Let

$$b_{n}:=\frac{a_{1}+a_{2}+\ldots+a_{n}}{n}\quad(n=1,2,3,\ldots)$$

be the arithmetic mean of the numbers $a_{1},a_{2},\ldots,a_{n}$.   The sequence

$\displaystyle a_{1},a_{2},a_{3},\ldots$

(1)

is said to converge in the mean iff the sequence

$\displaystyle b_{1},b_{2},b_{3},\ldots$

(2)

converges.

On has the

Theorem.  If the sequence (1) is convergent having the limit $A$, then also the sequence (2) converges to the limit $A$.  Thus, a convergent sequence is always convergent in the mean.
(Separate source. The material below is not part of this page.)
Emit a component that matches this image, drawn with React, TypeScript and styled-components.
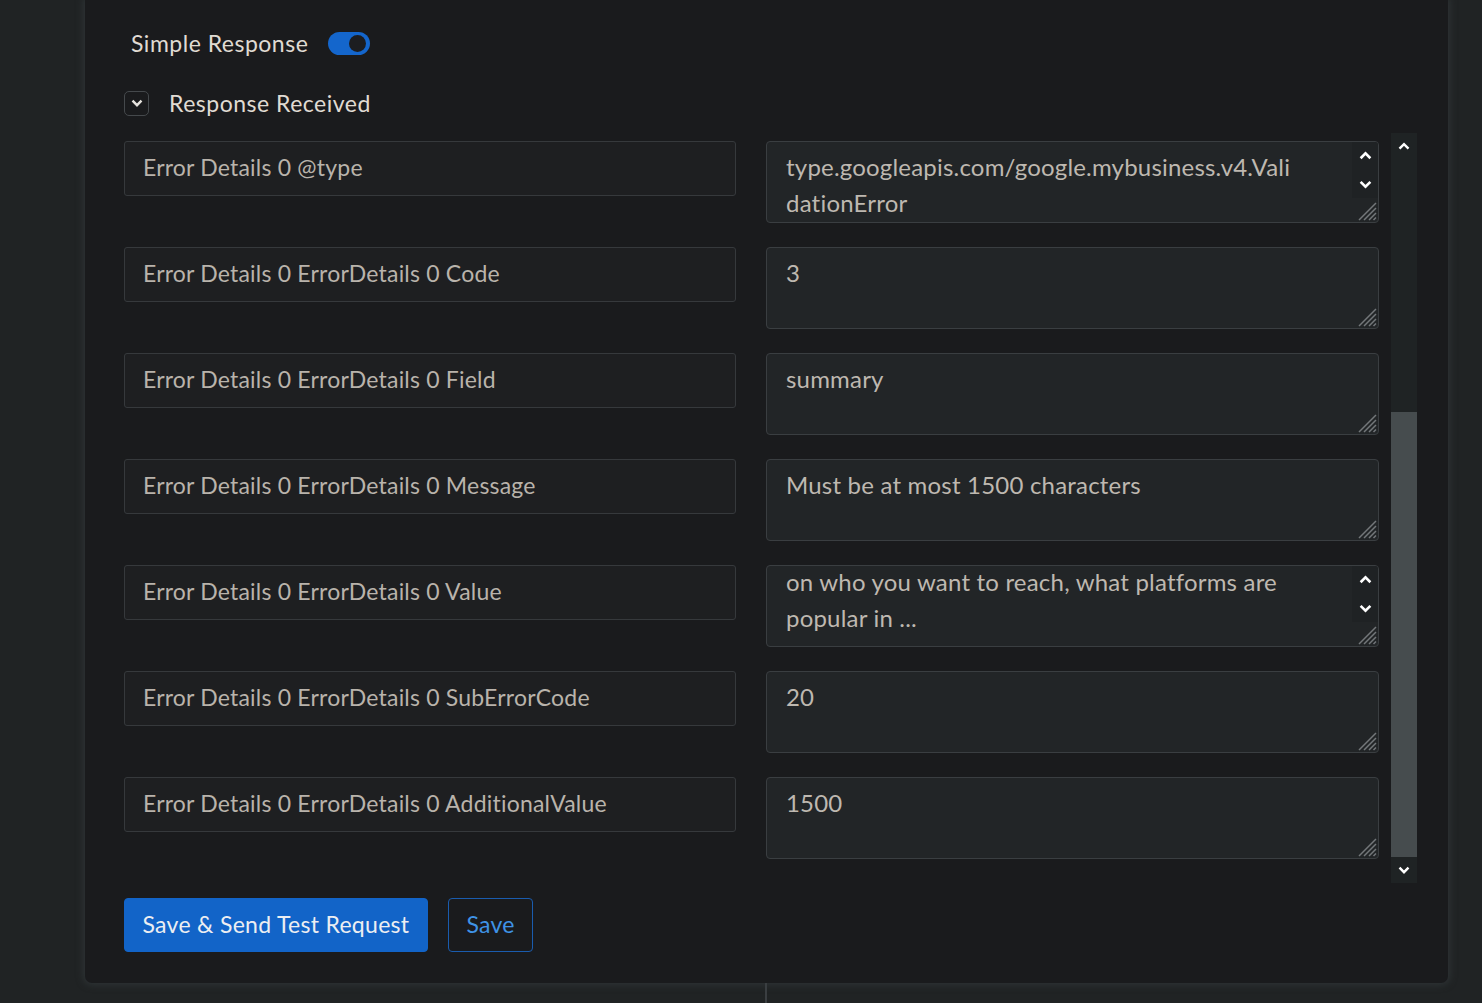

Proof.  Let $\varepsilon$ be an arbitrary positive number.  We may write

	$\displaystyle|A-b_{n}|$	$\displaystyle=|A-\frac{1}{n}(a_{1}+\ldots+a_{k})-\frac{1}{n}(a_{k+1}+\ldots+a_{n})|$
		$\displaystyle=|\frac{1}{n}[(A-a_{1})+\ldots+(A-a_{k})]+\frac{1}{n}[(A-a_{k+1})+\ldots+(A-a_{n})]|$
		$\displaystyle\leqq\frac{|(A-a_{1})+\ldots+(A-a_{k})|}{n}+\frac{|A-a_{k+1}|+\ldots+|A-a_{n}|}{n}.$

The supposition implies that there is a positive integer $k$ such that

$$|A-a_{i}|<\frac{\varepsilon}{2}\quad\mbox{ for all }i>k.$$

Let’s fix the integer $k$.  Choose the number $l$ so great that

$$\frac{|(A-a_{1})+\ldots+(A-a_{k})|}{n}<\frac{\varepsilon}{2}\quad\mbox{ for }n>l.$$

Let now  $n>\max\{k,l\}$.  The three above inequalities yield

$$|A-b_{n}|\;<\;\frac{\varepsilon}{2}+\frac{1}{n}\!(n-k)\!\!\frac{\varepsilon}{2}\;<\;\frac{\varepsilon}{2}+\frac{\varepsilon}{2}=\varepsilon,$$

whence we have

$$\lim_{n\to\infty}b_{n}=A.$$

Note.  The converse of the theorem is not true.  For example, if

$$a_{n}:=\frac{1+(-1)^{n}}{2}$$

i.e. if the sequence (1) has the form  $0,1,0,1,0,1,\ldots,$  then it is divergent but converges in the mean to the limit $\frac{1}{2}$; the corresponding sequence (2) is $0,\frac{1}{2},\frac{1}{3},\frac{2}{4},\frac{2}{5},\frac{3}{6},\frac{3}{7},\frac{4}{8},\frac{4}{9},\ldots$